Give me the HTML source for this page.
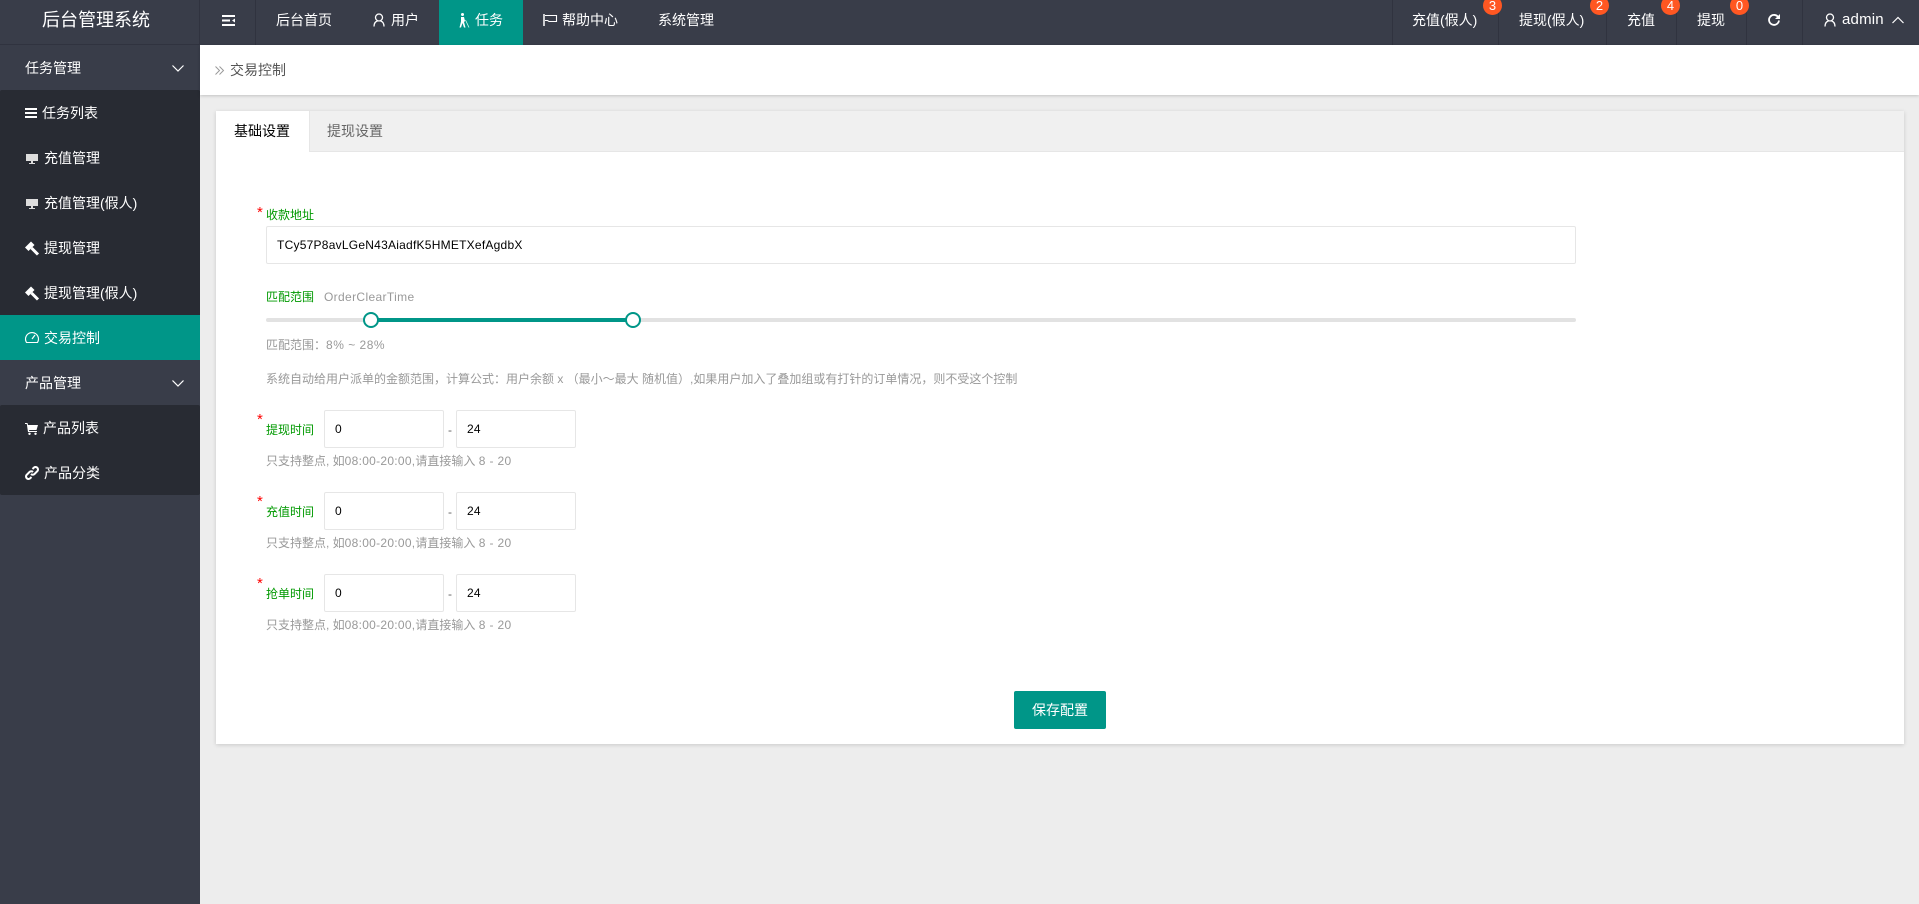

* * *

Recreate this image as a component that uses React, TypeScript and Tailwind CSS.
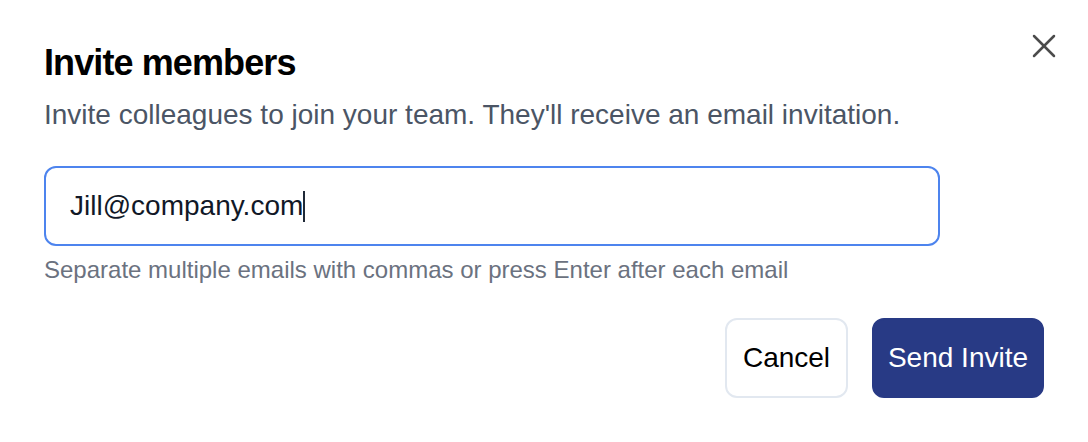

* * *

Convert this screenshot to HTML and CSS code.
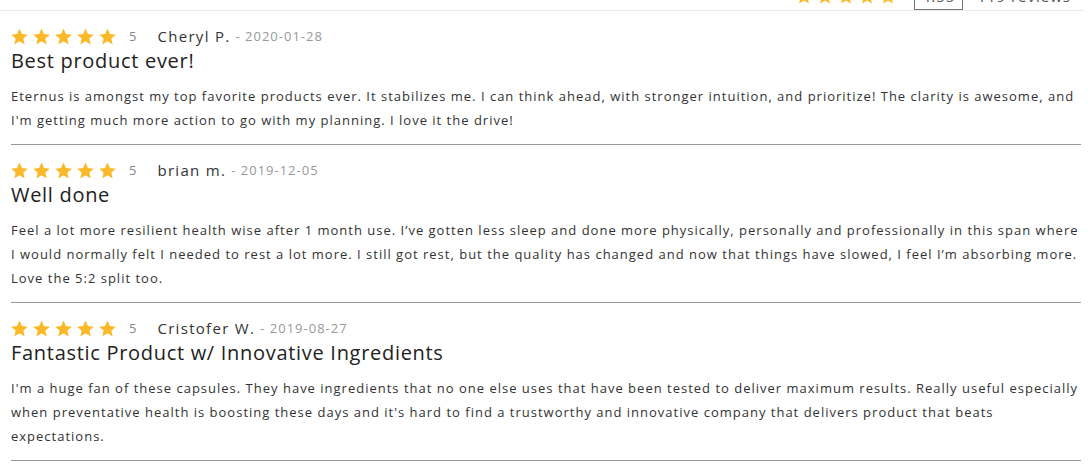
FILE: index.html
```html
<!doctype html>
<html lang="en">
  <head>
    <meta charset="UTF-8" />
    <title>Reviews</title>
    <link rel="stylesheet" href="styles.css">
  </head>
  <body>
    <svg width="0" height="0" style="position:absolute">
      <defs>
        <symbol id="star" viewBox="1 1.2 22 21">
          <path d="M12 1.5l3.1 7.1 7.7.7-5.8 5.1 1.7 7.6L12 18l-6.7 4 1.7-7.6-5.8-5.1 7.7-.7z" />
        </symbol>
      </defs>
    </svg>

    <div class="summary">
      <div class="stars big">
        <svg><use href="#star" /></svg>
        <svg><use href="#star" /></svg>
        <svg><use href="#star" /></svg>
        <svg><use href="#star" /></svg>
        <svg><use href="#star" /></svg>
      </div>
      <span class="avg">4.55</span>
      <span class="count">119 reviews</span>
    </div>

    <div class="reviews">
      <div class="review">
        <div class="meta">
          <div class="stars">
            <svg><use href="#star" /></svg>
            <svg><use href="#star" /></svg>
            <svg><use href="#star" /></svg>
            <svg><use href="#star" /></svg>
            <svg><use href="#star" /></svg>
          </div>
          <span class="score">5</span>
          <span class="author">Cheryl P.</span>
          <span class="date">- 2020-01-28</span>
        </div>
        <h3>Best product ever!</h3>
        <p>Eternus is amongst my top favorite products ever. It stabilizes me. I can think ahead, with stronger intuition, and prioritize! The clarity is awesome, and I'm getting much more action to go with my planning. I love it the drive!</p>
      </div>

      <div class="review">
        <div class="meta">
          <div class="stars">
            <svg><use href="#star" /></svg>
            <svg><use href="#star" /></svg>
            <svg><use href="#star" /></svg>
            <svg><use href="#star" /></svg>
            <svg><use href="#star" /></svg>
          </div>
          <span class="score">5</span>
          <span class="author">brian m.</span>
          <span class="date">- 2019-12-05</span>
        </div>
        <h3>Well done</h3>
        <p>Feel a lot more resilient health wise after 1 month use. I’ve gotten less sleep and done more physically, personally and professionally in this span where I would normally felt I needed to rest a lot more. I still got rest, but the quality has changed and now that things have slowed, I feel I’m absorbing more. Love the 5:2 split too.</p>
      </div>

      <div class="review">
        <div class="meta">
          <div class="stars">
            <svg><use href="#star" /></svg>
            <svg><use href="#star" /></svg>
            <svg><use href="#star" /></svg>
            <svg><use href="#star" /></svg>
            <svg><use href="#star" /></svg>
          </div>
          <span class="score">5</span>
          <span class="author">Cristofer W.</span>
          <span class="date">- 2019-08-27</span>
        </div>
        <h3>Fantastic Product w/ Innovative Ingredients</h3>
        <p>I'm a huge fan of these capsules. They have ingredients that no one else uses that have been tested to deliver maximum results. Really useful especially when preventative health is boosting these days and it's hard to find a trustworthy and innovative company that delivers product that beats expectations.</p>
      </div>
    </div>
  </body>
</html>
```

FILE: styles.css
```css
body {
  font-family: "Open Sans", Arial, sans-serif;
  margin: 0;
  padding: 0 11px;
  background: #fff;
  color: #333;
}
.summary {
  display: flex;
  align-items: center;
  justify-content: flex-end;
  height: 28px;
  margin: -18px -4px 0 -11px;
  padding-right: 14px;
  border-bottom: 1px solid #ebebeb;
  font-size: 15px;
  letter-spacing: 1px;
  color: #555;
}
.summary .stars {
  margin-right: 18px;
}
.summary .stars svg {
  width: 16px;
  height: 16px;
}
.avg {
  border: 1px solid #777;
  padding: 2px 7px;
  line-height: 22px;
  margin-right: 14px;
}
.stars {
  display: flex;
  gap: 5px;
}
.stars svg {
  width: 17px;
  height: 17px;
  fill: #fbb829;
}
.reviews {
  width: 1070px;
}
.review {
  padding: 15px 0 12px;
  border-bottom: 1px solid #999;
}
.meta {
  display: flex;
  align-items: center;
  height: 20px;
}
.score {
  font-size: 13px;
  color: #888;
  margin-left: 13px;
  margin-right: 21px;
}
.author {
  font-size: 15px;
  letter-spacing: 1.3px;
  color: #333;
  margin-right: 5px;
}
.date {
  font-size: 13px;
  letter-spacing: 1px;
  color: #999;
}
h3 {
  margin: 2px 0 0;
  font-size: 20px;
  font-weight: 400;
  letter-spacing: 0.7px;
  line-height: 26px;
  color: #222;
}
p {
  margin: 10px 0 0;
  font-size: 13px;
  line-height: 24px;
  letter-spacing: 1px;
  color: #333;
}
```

## GOAL OF THE EXERCISE:
Where a line above holds the string "uses", show that line.

## WORKED ANSWER:
Recreate this image as a component that uses React, TypeScript and Tailwind CSS.
        <p>I'm a huge fan of these capsules. They have ingredients that no one else uses that have been tested to deliver maximum results. Really useful especially when preventative health is boosting these days and it's hard to find a trustworthy and innovative company that delivers product that beats expectations.</p>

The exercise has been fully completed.